You've answered your own question! Seriously though, most some modern rear lights also act as reflectors, but if you are unhappy about that, try mounting the reflector on your r/hand seat stay.


----------



## srw (22 Jul 2011)

http://www.ctc.org.uk/DesktopDefault.aspx?TabID=4071

Here's the CTC's helpful guide to the law.

*watches as everyone wonders how to fit orange reflectors to clipless pedals*


----------



## Andy_R (22 Jul 2011)

something like this....linky


----------



## gaz (22 Jul 2011)

Pfft reflectors! Just put some good lights on.


----------



## fossyant (22 Jul 2011)

gaz said:


> Pfft reflectors! Just put some good lights on.



+1.

First thing I do is bin the reflectors. On my commuter I do have reflective tape at strategic points, and it does happen to have a reflector on the guards.
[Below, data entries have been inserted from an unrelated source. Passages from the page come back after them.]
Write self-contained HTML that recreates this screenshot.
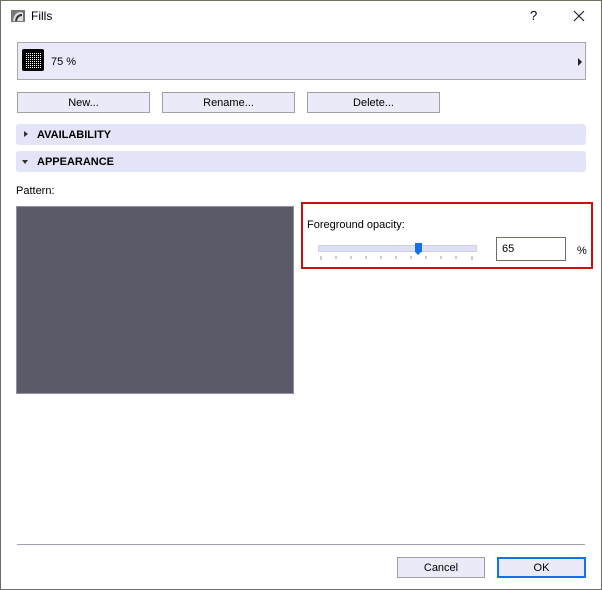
<!DOCTYPE html>
<html><head><style>
body{margin:0;width:602px;height:590px;overflow:hidden;background:#fff;font-family:"Liberation Sans",Tahoma,sans-serif;font-size:11px;color:#000}
.win{position:absolute;left:0;top:0;width:600px;height:588px;border:1px solid #6f6f5f;background:#fff}
.a{position:absolute}
.lav{background:#e9e9fa}
.btn{position:absolute;height:19px;border:1px solid #a0a0a0;background:#eaeaf8;text-align:center;line-height:21px;font-size:11px}
.bar{position:absolute;left:15px;width:570px;height:21px;background:#e4e4f8;border-radius:3px;font-weight:bold;line-height:22px}
</style></head><body>
<div class="win">
<svg class="a" style="left:9px;top:8px" width="16" height="14"><rect x="1" y="1" width="14" height="12" fill="#777"/><path d="M3 12 Q4 3 11 3 L13 4 L13 12 Z" fill="#ddd"/><path d="M6 12 Q7 6 12 6" stroke="#333" fill="none" stroke-width="2"/></svg>
<div class="a" style="left:30px;top:8px;font-size:12px">Fills</div>
<div class="a" style="left:529px;top:7px;font-size:13px">?</div>
<svg class="a" style="left:572px;top:9px" width="12" height="12"><path d="M1 1L11 11M11 1L1 11" stroke="#222" stroke-width="1.2"/></svg>
<div class="a lav" style="left:16px;top:41px;width:567px;height:36px;border:1px solid #a8a8a8"></div>
<svg class="a" style="left:21px;top:48px" width="22" height="22"><defs><pattern id="p" width="2" height="2" patternUnits="userSpaceOnUse"><rect width="1" height="1" fill="#fff"/></pattern></defs><rect width="22" height="22" rx="2" fill="#000"/><rect x="3" y="3" width="16" height="16" fill="url(#p)"/></svg>
<div class="a" style="left:50px;top:55px">75 %</div>
<div class="a" style="left:577px;top:57px;width:0;height:0;border-left:4px solid #222;border-top:4px solid transparent;border-bottom:4px solid transparent"></div>
<div class="btn" style="left:16px;top:91px;width:131px">New...</div>
<div class="btn" style="left:161px;top:91px;width:131px">Rename...</div>
<div class="btn" style="left:306px;top:91px;width:131px">Delete...</div>
<div class="bar" style="top:123px"><span style="position:absolute;left:8px;top:7px;border-left:4px solid #333;border-top:3.5px solid transparent;border-bottom:3.5px solid transparent"></span><span style="margin-left:21px">AVAILABILITY</span></div>
<div class="bar" style="top:150px"><span style="position:absolute;left:6px;top:9px;border-top:4px solid #333;border-left:3.5px solid transparent;border-right:3.5px solid transparent"></span><span style="margin-left:21px">APPEARANCE</span></div>
<div class="a" style="left:15px;top:184px">Pattern:</div>
<div class="a" style="left:15px;top:205px;width:276px;height:186px;background:#5a5a68;border:1px solid #9090a0"></div>
<div class="a" style="left:300px;top:201px;width:288px;height:63px;border:2px solid #c8100f"></div>
<div class="a" style="left:306px;top:218px">Foreground opacity:</div>
<div class="a" style="left:317px;top:244px;width:157px;height:5px;background:#e0e0f4;border:1px solid #d0d0ee"></div>
<div class="a" style="left:414px;top:242px;width:7px;height:9px;background:#1570f0"></div>
<div class="a" style="left:414px;top:251px;width:0;height:0;border-top:3px solid #1570f0;border-left:3.5px solid transparent;border-right:3.5px solid transparent"></div>
<svg class="a" style="left:317px;top:255px" width="160" height="8"><g stroke="#999"><path d="M3 0v4M18 0v3M33 0v3M48 0v3M63 0v3M78 0v3M93 0v3M108 0v3M123 0v3M138 0v3M154 0v4"/></g></svg>
<div class="a" style="left:495px;top:236px;border:1px solid #707060;line-height:22px;padding-left:5px;box-sizing:border-box;width:70px;height:24px">65</div>
<div class="a" style="left:576px;top:244px">%</div>
<div class="a" style="left:16px;top:543px;width:568px;height:1px;background:#a0a0b0"></div>
<div class="btn" style="left:396px;top:556px;width:86px">Cancel</div>
<div class="btn" style="left:496px;top:556px;width:85px;border:2px solid #1570f0;height:17px;line-height:19px">OK</div>
</div>
</body></html>
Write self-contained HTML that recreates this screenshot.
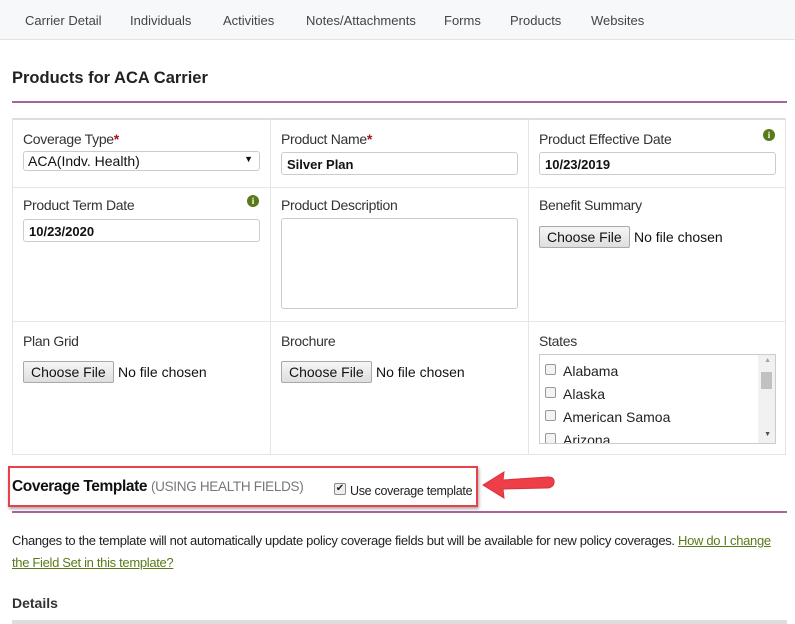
<!DOCTYPE html>
<html><head><style>
*{box-sizing:border-box;margin:0;padding:0}
body{width:795px;height:624px;overflow:hidden;background:#fff;font-family:"Liberation Sans",sans-serif;color:#333;position:relative}
.a{position:absolute}
.nav{left:0;top:0;width:795px;height:40px;background:#f7f8fa;border-bottom:1px solid #e3e3e3}
.nav span{position:absolute;top:13px;font-size:13px;color:#444}
.lbl{font-size:14px;color:#333;letter-spacing:-0.3px}
.inp{height:23px;border:1px solid #ccc;border-radius:3px;font-size:13px;font-weight:bold;color:#111;padding:4px 5px;background:#fff}
.btn{height:22px;border:1px solid #a9a9a9;border-radius:2px;background:linear-gradient(#f6f6f6,#dedede);font-size:14px;padding:2px 7px;color:#111}
.nf{font-size:14px;color:#111}
.info{width:12px;height:12px;border-radius:50%;background:#5a7a1a;color:#fff;font-size:9px;font-weight:bold;text-align:center;line-height:12px;font-family:"Liberation Serif",serif}
.cb{width:11px;height:11px;border:1px solid #999;border-radius:2px;background:#f3f3f3}
.st{font-size:14px;color:#222}
.req{color:#a4161a;font-weight:bold}
</style></head><body>
<div class="a nav">
<span style="left:25px">Carrier Detail</span><span style="left:130px">Individuals</span><span style="left:223px">Activities</span><span style="left:306px">Notes/Attachments</span><span style="left:444px">Forms</span><span style="left:510px">Products</span><span style="left:591px">Websites</span>
</div>
<div class="a" style="left:12px;top:69px;font-size:16.5px;font-weight:bold;color:#222">Products for ACA Carrier</div>
<div class="a" style="left:12px;top:101px;width:775px;height:2px;background:#a5639f"></div>

<div class="a" style="left:12px;top:118px;width:774px;height:337px;border:1px solid #e3e3e3;border-top:2px solid #ddd"></div>
<div class="a" style="left:270px;top:119px;width:1px;height:335px;background:#e6e6e6"></div>
<div class="a" style="left:528px;top:119px;width:1px;height:335px;background:#e6e6e6"></div>
<div class="a" style="left:13px;top:187px;width:772px;height:1px;background:#e6e6e6"></div>
<div class="a" style="left:13px;top:321px;width:772px;height:1px;background:#e6e6e6"></div>

<div class="a lbl" style="left:23px;top:131px">Coverage Type<span class="req">*</span></div>
<div class="a inp" style="left:23px;top:151px;width:237px;height:20px;font-weight:normal;padding:1px 4px;font-size:14px">ACA(Indv. Health)<span style="position:absolute;right:6px;top:2px;font-size:9px">▼</span></div>
<div class="a lbl" style="left:281px;top:131px">Product Name<span class="req">*</span></div>
<div class="a inp" style="left:281px;top:152px;width:237px">Silver Plan</div>
<div class="a lbl" style="left:539px;top:131px">Product Effective Date</div>
<div class="a info" style="left:763px;top:129px">i</div>
<div class="a inp" style="left:539px;top:152px;width:237px">10/23/2019</div>

<div class="a lbl" style="left:23px;top:197px">Product Term Date</div>
<div class="a info" style="left:247px;top:195px">i</div>
<div class="a inp" style="left:23px;top:219px;width:237px">10/23/2020</div>
<div class="a lbl" style="left:281px;top:197px">Product Description</div>
<div class="a inp" style="left:281px;top:218px;width:237px;height:91px"></div>
<div class="a lbl" style="left:539px;top:197px">Benefit Summary</div>
<div class="a btn" style="left:539px;top:226px">Choose File</div>
<div class="a nf" style="left:634px;top:229px">No file chosen</div>

<div class="a lbl" style="left:23px;top:333px">Plan Grid</div>
<div class="a btn" style="left:23px;top:361px">Choose File</div>
<div class="a nf" style="left:118px;top:364px">No file chosen</div>
<div class="a lbl" style="left:281px;top:333px">Brochure</div>
<div class="a btn" style="left:281px;top:361px">Choose File</div>
<div class="a nf" style="left:376px;top:364px">No file chosen</div>
<div class="a lbl" style="left:539px;top:333px">States</div>
<div class="a" style="left:539px;top:354px;width:237px;height:90px;border:1px solid #ccc;overflow:hidden">
 <div class="a" style="right:0;top:0;width:17px;height:88px;background:#f1f1f1"></div>
 <div class="a" style="right:3px;top:17px;width:11px;height:17px;background:#c1c1c1"></div>
 <div class="a" style="right:4px;top:2px;font-size:7px;color:#a3a3a3">▲</div>
 <div class="a" style="right:4px;top:76px;font-size:7px;color:#505050">▼</div>
 <div class="a cb" style="left:5px;top:9px"></div><div class="a st" style="left:23px;top:8px">Alabama</div>
 <div class="a cb" style="left:5px;top:32px"></div><div class="a st" style="left:23px;top:31px">Alaska</div>
 <div class="a cb" style="left:5px;top:55px"></div><div class="a st" style="left:23px;top:54px">American Samoa</div>
 <div class="a cb" style="left:5px;top:78px"></div><div class="a st" style="left:23px;top:77px">Arizona</div>
</div>

<div class="a" style="left:8px;top:466px;width:470px;height:41px;border:2px solid #e8414b;box-shadow:1px 2px 3px rgba(0,0,0,.35)"></div>
<div class="a" style="left:12px;top:478px;font-size:15.5px;font-weight:bold;color:#111;letter-spacing:-0.4px">Coverage Template <span style="font-weight:normal;color:#777;font-size:13.5px;letter-spacing:-0.3px">(USING HEALTH FIELDS)</span></div>
<div class="a" style="left:334px;top:483px;width:12px;height:12px;border:1px solid #888;border-radius:2px;background:#eee;font-size:10px;line-height:10px;text-align:center;color:#222">✔</div>
<div class="a" style="left:350px;top:484px;font-size:12.5px;color:#222;letter-spacing:-0.3px">Use coverage template</div>
<svg class="a" style="left:480px;top:468px" width="80" height="34" viewBox="0 0 80 34"><path d="M3 17 L24 4 L23 12 L68 9 Q75 9 74 15 Q73 20 66 20 L23 21 L24 30 Z" fill="#ee3e47" stroke="#d8323b" stroke-width="1"/></svg>
<div class="a" style="left:12px;top:511px;width:775px;height:2px;background:#a5639f"></div>
<div class="a" style="left:12px;top:530px;width:775px;font-size:13px;line-height:22px;color:#222;letter-spacing:-0.32px">Changes to the template will not automatically update policy coverage fields but will be available for new policy coverages. <span style="color:#5a7a1a;text-decoration:underline">How do I change the Field Set in this template?</span></div>
<div class="a" style="left:12px;top:595px;font-size:14px;font-weight:bold;color:#333">Details</div>
<div class="a" style="left:12px;top:620px;width:775px;height:4px;background:#ddd"></div>
</body></html>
My other 3 bikes have nothing on them !


----------



## Alembicbassman (22 Jul 2011)

srw said:


> http://www.ctc.org.u...aspx?TabID=4071
> 
> Here's the CTC's helpful guide to the law.
> 
> *watches as everyone wonders how to fit orange reflectors to clipless pedals*



Shimano manufacture reflectors for both SPD mountain bike cleat and SPD-SL road cleat pedals.

Reflectors should be British Standard BS6102/2

I doubt you'll ever get pulled up if you have good lights fitted.


----------



## Andy_R (22 Jul 2011)

but if you're ever in an accident between sunset and sunrise without them on your bike, and it goes to court you may find that you end up with less than satisfactory results - contributary negligence i think it's called.


----------



## Alembicbassman (22 Jul 2011)

Mount it inverted on the seatpost like this pic


----------



## barongreenback (22 Jul 2011)

Alembicbassman said:


> Shimano manufacture reflectors for both SPD mountain bike cleat and SPD-SL road cleat pedals.
> 
> Reflectors should be British Standard BS6102/2
> 
> I doubt you'll ever get pulled up if you have good lights fitted.



I thought the Shimano reflectors were pedal platforms rather than just reflectors? I wouldn't mind a couple of reflectors on the back of my SPD pedals for commuting in the dark, as movement tends to catch the eye.


----------



## re84uk (22 Jul 2011)

I know lights are far better then reflectors, but if I have an incident I dont want the lack of a rear reflector to count against me.



Andy_R said:


> something like this....linky



Thanks for the link Andy Ill look into this sort of product.



Alembicbassman said:


> Mount it inverted on the seatpost like this pic



Unfortunately I dont have enough room to invert mount my reflector.


----------



## cyberknight (22 Jul 2011)

Have you got a spare bracket from a light so you can mount it on your chainstay?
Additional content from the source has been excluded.